**Required work:** Below is a listing; write it out exactly and drop any images from it.

**Supplied data:**
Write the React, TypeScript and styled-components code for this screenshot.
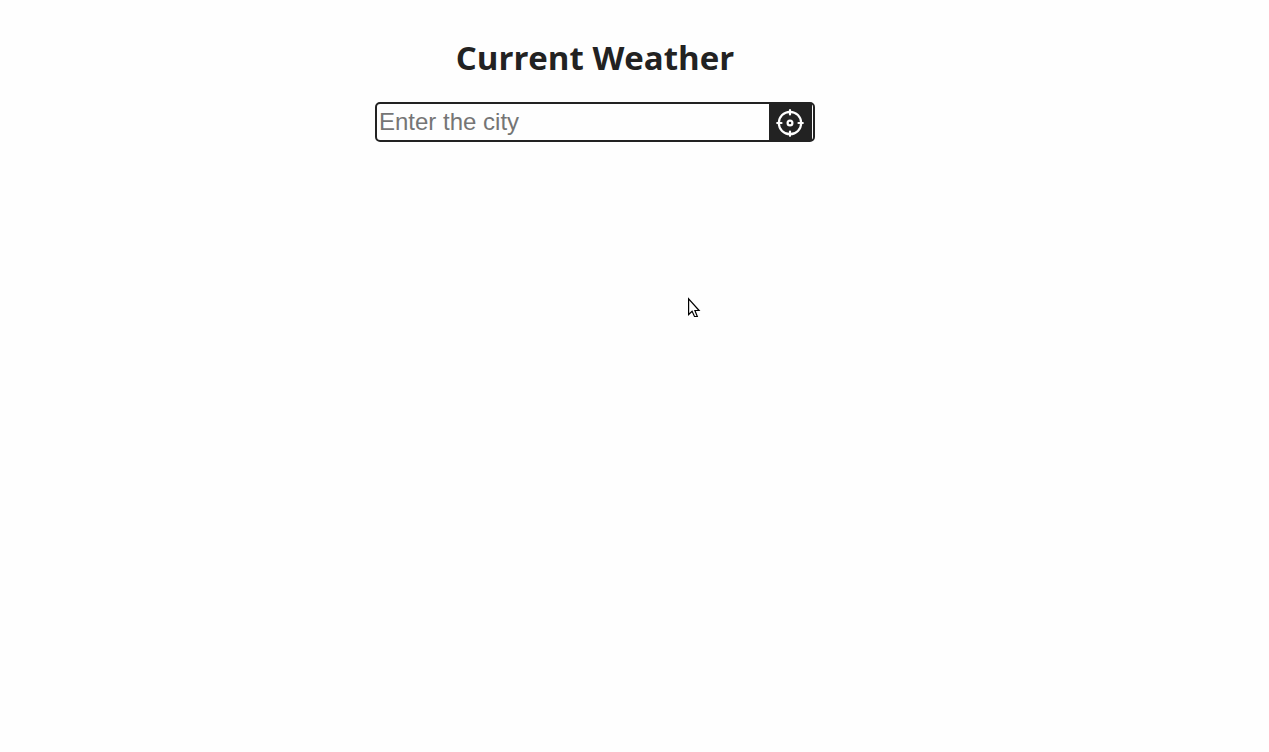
import React, { useState } from "react";
import styled, { createGlobalStyle } from "styled-components";

const GlobalStyle = createGlobalStyle`
  *, *::before, *::after {
    box-sizing: border-box;
  }

  body {
    margin: 0;
    background: #fefefe;
    color: #222;
    font-family: "Segoe UI", "Open Sans", "Noto Sans", sans-serif;
  }
`;

const Page = styled.main`
  position: relative;
  display: flex;
  flex-direction: column;
  align-items: center;
  gap: 20px;
  min-height: 100vh;
  padding: 34px 79px 34px 0;
`;

const Title = styled.h1`
  margin: 0;
  font-size: 33px;
  line-height: 48px;
  font-weight: 700;
`;

const SearchForm = styled.form`
  display: flex;
  width: 100%;
  max-width: 440px;
  height: 40px;
  padding-right: 1px;
  border: 2px solid #222;
  border-radius: 5px;
  background: #fefefe;
`;

const CityInput = styled.input`
  flex: 1;
  min-width: 0;
  padding: 0 2px;
  border: 0;
  outline: 0;
  background: transparent;
  color: #222;
  font-family: "Liberation Sans", Arial, sans-serif;
  font-size: 24px;

  &::placeholder {
    color: #757575;
    opacity: 1;
  }
`;

const LocateButton = styled.button`
  display: flex;
  align-items: center;
  justify-content: center;
  width: 43px;
  padding: 2px 1px 0 0;
  border: 0;
  background: #222;
  color: #fefefe;
  cursor: pointer;
`;

const Pointer = styled.svg`
  position: absolute;
  top: 297px;
  left: 688px;
  pointer-events: none;
`;

function CrosshairIcon() {
  return (
    <svg width="28" height="28" viewBox="0 0 28 28" fill="none" stroke="currentColor" strokeWidth="2.2" strokeLinecap="round" aria-hidden="true">
      <circle cx="14" cy="14" r="11.2" />
      <circle cx="14" cy="14" r="2.4" />
      <path d="M14 1.2v4.3M14 22.5v4.3M1.2 14h4.3M22.5 14h4.3" />
    </svg>
  );
}

export default function App() {
  const [city, setCity] = useState("");

  return (
    <>
      <GlobalStyle />
      <Page>
        <Title>Current Weather</Title>
        <SearchForm onSubmit={(event) => event.preventDefault()}>
          <CityInput
            type="text"
            aria-label="City"
            placeholder="Enter the city"
            value={city}
            onChange={(event) => setCity(event.target.value)}
          />
          <LocateButton type="button" aria-label="Use my location">
            <CrosshairIcon />
          </LocateButton>
        </SearchForm>
        <Pointer width="13" height="21" viewBox="0 0 13 21" aria-hidden="true">
          <path
            d="M.6 1.8v15.7l3.5-3.3 2.4 5.3h2.8l-2.4-6h4.2z"
            fill="#fff"
            stroke="#000"
            strokeWidth="1.2"
          />
        </Pointer>
      </Page>
    </>
  );
}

**Problem solution:**
Write the React, TypeScript and styled-components code for this screenshot.
import React, { useState } from "react";
import styled, { createGlobalStyle } from "styled-components";

const GlobalStyle = createGlobalStyle`
  *, *::before, *::after {
    box-sizing: border-box;
  }

  body {
    margin: 0;
    background: #fefefe;
    color: #222;
    font-family: "Segoe UI", "Open Sans", "Noto Sans", sans-serif;
  }
`;

const Page = styled.main`
  position: relative;
  display: flex;
  flex-direction: column;
  align-items: center;
  gap: 20px;
  min-height: 100vh;
  padding: 34px 79px 34px 0;
`;

const Title = styled.h1`
  margin: 0;
  font-size: 33px;
  line-height: 48px;
  font-weight: 700;
`;

const SearchForm = styled.form`
  display: flex;
  width: 100%;
  max-width: 440px;
  height: 40px;
  padding-right: 1px;
  border: 2px solid #222;
  border-radius: 5px;
  background: #fefefe;
`;

const CityInput = styled.input`
  flex: 1;
  min-width: 0;
  padding: 0 2px;
  border: 0;
  outline: 0;
  background: transparent;
  color: #222;
  font-family: "Liberation Sans", Arial, sans-serif;
  font-size: 24px;

  &::placeholder {
    color: #757575;
    opacity: 1;
  }
`;

const LocateButton = styled.button`
  display: flex;
  align-items: center;
  justify-content: center;
  width: 43px;
  padding: 2px 1px 0 0;
  border: 0;
  background: #222;
  color: #fefefe;
  cursor: pointer;
`;

const Pointer = styled.svg`
  position: absolute;
  top: 297px;
  left: 688px;
  pointer-events: none;
`;

function CrosshairIcon() {
  return (
    <svg width="28" height="28" viewBox="0 0 28 28" fill="none" stroke="currentColor" strokeWidth="2.2" strokeLinecap="round" aria-hidden="true">
      <circle cx="14" cy="14" r="11.2" />
      <circle cx="14" cy="14" r="2.4" />
      <path d="M14 1.2v4.3M14 22.5v4.3M1.2 14h4.3M22.5 14h4.3" />
    </svg>
  );
}

export default function App() {
  const [city, setCity] = useState("");

  return (
    <>
      <GlobalStyle />
      <Page>
        <Title>Current Weather</Title>
        <SearchForm onSubmit={(event) => event.preventDefault()}>
          <CityInput
            type="text"
            aria-label="City"
            placeholder="Enter the city"
            value={city}
            onChange={(event) => setCity(event.target.value)}
          />
          <LocateButton type="button" aria-label="Use my location">
            <CrosshairIcon />
          </LocateButton>
        </SearchForm>
        <Pointer width="13" height="21" viewBox="0 0 13 21" aria-hidden="true">
          <path
            d="M.6 1.8v15.7l3.5-3.3 2.4 5.3h2.8l-2.4-6h4.2z"
            fill="#fff"
            stroke="#000"
            strokeWidth="1.2"
          />
        </Pointer>
      </Page>
    </>
  );
}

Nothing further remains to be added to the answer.